• _Information shown_:
────────────────

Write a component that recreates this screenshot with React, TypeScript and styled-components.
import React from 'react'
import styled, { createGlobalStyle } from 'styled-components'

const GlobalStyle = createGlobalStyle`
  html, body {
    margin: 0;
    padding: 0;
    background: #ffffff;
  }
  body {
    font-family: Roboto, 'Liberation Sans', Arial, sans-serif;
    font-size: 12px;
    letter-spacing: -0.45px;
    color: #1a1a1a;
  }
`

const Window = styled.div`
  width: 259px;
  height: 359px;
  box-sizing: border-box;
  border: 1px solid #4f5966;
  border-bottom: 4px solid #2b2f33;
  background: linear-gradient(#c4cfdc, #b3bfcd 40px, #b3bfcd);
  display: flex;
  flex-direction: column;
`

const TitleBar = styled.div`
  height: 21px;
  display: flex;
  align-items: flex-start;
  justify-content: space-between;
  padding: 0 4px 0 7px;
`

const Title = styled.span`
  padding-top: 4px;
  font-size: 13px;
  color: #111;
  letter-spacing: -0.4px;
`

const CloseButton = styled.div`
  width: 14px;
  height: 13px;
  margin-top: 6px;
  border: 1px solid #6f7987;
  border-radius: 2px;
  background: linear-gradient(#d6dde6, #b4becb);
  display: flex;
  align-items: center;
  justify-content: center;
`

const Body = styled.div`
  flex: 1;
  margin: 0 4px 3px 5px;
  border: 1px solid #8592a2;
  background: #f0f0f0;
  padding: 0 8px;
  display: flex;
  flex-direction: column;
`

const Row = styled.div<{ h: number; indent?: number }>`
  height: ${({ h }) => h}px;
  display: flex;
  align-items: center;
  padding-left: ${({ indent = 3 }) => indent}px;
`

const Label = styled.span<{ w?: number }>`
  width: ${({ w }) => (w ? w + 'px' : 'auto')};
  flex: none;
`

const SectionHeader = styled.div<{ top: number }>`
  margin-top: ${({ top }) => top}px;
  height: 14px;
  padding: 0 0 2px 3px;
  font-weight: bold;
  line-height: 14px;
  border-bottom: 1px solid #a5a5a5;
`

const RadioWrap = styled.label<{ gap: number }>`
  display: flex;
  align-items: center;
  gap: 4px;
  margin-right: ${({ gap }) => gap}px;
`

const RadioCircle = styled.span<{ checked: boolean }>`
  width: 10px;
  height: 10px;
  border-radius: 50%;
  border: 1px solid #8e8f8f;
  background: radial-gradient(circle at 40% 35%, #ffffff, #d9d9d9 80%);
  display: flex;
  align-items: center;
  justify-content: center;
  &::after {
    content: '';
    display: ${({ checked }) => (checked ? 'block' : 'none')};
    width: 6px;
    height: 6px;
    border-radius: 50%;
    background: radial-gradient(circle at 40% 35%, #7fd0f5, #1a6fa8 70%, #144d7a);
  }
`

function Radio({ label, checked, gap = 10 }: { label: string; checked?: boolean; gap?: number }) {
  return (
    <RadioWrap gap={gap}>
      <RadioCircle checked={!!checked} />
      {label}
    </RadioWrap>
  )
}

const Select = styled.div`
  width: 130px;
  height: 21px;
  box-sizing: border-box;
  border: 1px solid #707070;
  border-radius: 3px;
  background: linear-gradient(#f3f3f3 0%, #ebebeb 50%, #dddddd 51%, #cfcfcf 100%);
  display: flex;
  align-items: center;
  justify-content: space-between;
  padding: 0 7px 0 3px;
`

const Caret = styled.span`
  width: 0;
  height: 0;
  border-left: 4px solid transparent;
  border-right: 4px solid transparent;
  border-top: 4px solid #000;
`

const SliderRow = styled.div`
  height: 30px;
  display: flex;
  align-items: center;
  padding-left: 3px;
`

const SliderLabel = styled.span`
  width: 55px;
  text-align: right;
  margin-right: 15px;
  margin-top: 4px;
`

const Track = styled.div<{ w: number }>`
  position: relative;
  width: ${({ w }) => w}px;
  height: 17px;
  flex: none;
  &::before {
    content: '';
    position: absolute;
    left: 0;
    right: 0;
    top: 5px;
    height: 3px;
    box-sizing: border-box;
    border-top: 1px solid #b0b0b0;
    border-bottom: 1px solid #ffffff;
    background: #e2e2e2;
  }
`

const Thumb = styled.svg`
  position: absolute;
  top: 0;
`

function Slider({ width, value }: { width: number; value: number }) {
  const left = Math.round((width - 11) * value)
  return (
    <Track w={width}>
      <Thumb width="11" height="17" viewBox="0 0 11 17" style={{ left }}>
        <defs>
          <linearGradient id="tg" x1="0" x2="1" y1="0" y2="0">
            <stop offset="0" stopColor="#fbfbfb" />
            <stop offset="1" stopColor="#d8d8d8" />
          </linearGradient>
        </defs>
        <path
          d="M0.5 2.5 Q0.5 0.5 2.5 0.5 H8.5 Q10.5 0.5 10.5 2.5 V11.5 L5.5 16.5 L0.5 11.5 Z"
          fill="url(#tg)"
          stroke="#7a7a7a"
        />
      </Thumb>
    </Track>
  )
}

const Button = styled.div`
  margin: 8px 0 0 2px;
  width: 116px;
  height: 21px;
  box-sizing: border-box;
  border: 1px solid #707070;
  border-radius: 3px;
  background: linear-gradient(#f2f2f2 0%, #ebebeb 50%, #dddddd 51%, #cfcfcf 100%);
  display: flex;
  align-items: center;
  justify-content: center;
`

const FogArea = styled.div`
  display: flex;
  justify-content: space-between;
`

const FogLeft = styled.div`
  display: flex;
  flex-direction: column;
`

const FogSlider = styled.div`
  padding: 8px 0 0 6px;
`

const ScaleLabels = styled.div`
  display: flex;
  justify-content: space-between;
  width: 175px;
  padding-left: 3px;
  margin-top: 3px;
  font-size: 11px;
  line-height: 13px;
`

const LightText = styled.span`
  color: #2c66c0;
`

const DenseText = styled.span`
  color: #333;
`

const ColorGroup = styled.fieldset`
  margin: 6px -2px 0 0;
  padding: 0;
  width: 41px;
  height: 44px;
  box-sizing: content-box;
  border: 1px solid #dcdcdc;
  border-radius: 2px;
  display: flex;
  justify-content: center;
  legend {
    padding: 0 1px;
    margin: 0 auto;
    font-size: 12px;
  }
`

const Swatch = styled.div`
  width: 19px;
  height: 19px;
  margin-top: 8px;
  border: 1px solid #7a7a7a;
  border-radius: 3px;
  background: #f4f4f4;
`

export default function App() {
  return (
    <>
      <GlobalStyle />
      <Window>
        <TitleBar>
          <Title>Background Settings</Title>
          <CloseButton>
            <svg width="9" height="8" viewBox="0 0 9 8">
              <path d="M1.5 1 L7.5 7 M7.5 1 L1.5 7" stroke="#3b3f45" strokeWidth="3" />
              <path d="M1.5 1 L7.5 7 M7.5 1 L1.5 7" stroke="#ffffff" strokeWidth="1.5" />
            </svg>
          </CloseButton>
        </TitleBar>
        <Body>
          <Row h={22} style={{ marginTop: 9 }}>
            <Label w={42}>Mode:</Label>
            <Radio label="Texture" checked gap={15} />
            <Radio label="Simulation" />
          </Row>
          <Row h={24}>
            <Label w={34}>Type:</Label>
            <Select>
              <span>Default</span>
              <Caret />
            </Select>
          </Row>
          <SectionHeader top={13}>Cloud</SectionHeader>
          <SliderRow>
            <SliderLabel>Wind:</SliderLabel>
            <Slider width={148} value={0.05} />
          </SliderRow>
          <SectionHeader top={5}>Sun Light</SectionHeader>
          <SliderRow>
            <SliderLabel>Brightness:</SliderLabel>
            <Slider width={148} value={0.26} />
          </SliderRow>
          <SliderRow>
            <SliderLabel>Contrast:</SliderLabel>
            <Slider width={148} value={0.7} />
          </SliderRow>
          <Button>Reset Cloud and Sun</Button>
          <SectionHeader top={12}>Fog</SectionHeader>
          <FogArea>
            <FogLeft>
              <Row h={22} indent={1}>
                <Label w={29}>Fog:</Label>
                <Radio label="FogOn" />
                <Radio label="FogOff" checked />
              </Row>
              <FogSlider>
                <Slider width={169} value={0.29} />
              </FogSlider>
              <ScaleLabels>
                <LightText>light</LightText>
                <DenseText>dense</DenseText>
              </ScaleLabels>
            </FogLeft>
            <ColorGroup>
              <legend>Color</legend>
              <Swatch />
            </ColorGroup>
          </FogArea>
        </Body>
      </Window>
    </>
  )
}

────────────────

• _Goal_: Collect each line above holding the string "components".

• _Exercise solution_:
Write a component that recreates this screenshot with React, TypeScript and styled-components.
import styled, { createGlobalStyle } from 'styled-components'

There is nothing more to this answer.